The Industrial Tribunal then analysed the legal position, as they found it to be, on the construction of the two letters. The Industrial Tribunal held that it was the respondent, Mr Elvin, who had given notice of termination and not the appellants. They pointed out that there were no words of dismissal in the appellants' letter; all that that letter did, in the view of the Industrial Tribunal, was to have the result that the respondent could not be required to work out his notice. The Industrial Tribunal found that although the respondent had been off sick and not able to work when he handed over his resignation letter of 28th February, it was a possibility that the respondent would be fit to resume work during the notice period. In the light of that analysis of the exchange of letters, the Industrial Tribunal held, applying TBA Industrial Products Ltd v Morland [1982] IRLR 331 and J R Lees v Arthur Greaves (Leeds) Ltd [1974] IRLR 93, that it was the respondent's letter and notice which was causative of the termination of his employment, whereas the letter from the appellants was not causative of anything. The Industrial Tribunal found that the fact that in their letter the appellants had stated that the respondent would not have to work out his notice and would be paid one month's pay in lieu of notice, did not affect the legal result, because the appellants' letter was not a letter of termination at all, so that the principles laid down by the court in the case of Dedman v British Building and Engineering Appliances Ltd [1974] ICR 53, did not have application.
Alternatively, the Industrial Tribunal held that at most the appellants' letter was ambiguous, since it did not make clear that the appellants were purporting to terminate the respondent's contract on 1st March 1996. On one reading of the letter it left unchanged the original intention that the respondent's contract was not to come to an end until the end of the period of notice, namely on 1st April 1996, but that he would not have to work out his notice. Whereas, on another reading, it intended to terminate the contract on 1st March 1996. In such a situation of ambiguity, the Industrial Tribunal applied the dicta of Browne-Wilkinson J, as he then was, in the case of Chapman v Letheby and Christopher Ltd [1981] IRLR 440, and they set out the dicta upon which they relied.
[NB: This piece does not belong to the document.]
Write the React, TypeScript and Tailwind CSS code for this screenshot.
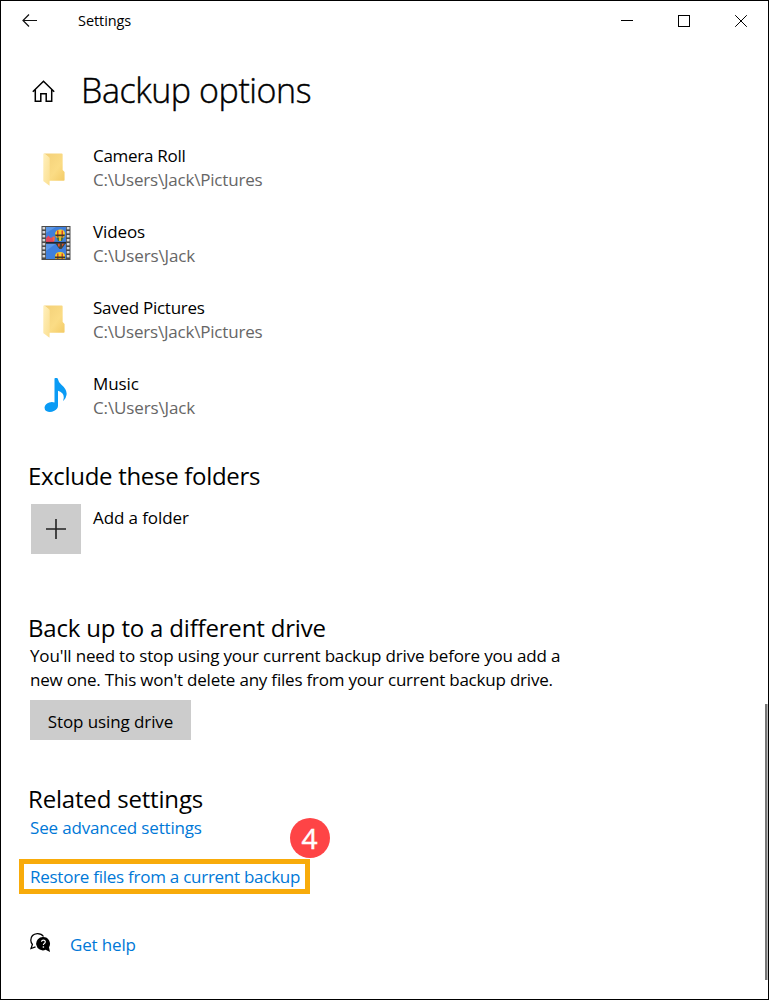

It is submitted, in effect, in the skeleton argument and by Mr Cadoo today, that the Industrial Tribunal should have considered oral evidence given before the tribunal to the effect that it was accepted by the respondent that it was the intention of the appellants was that the contract should terminate on 1st March 1996. However, in our judgment, the issues relating to the effective date of termination before the Industrial Tribunal and accordingly to the issue of jurisdiction before them, turned entirely upon the proper construction of the two letters before them, not on oral evidence given after the event at the tribunal as to what was intended by the letters or what may have been intended by the letters. Accordingly we reject that approach to the matter. It is also pointed out to us, correctly, that there was a letter before the Industrial Tribunal which established that by 14th March 1996 the respondent had taken another job; but, in our judgment, that is no more than consistent with the situation that had been reached to the effect that the respondent was not being required to work out his notice, although the notice period remained in effect with regard to termination of his contract. In such circumstances it is plain that he was free to work, and therefore that would not have carried the matter any further in favour of the appellant's case in our judgment. In our judgment the Industrial Tribunal was clearly right to construe the appellants' letter as not being a notice of termination given by the appellants to the respondent. As the Industrial Tribunal put it in paragraph 3(b) of the reasons:
"There is no suggestion in the respondents' letter, [we interpose to note that the respondents before the Industrial Tribunal were of course the appellants before us] Exhibit R2, that they are not accepting his notice as such but are dismissing him. Although the applicant was sick and not able to work at the time, he was acknowledging that the respondents were entitled (as he believed) to one month's notice and that is what he was giving them. One presumes. although this was not said in evidence, there was always the possibility, if unlikely, that the applicant would be able to resume work during the one month period of notice. The Tribunal therefore finds that the notice given by the applicant was causative of the termination of his employment. The letter from the respondent was not causative of anything ..."
In our judgment, the Industrial Tribunal correctly construed the appellants' letter of 29th February 1996, and correctly applied to it the authorities to which the Industrial Tribunal referred. The effect of the appellants' letter was not to alter the one month notice period given by the respondent, it did no more than to amount to a unilateral statement that the appellants would not require the respondent to work out the notice period, and did not amount to a termination letter substituting a termination date of 1st March 1996. Accordingly it was the respondent's letter which remained causative of the termination of the contract of employment by notice with effect from 1st April 1996.
Alternatively, we also consider that the Industrial Tribunal was right in its finding that at most the appellants' letter created an ambiguity, in which case the Industrial Tribunal, in our judgment, correctly construed the letter against the meaning contended for by the appellants in reliance on the dicta of Browne-Wilkinson J in Chapman. Here again, despite the careful skeleton argument and the submissions of Mr Cadoo, we consider that the Industrial Tribunal were clearly right so that no point of law arises on appeal. Accordingly, in our judgment, in this particular case there is no arguable point of law, and the matter will simply have to proceed before the Industrial Tribunal with regard to the substantive issues raised by the respondent's claim that he was unfairly dismissed. We must dismiss this application.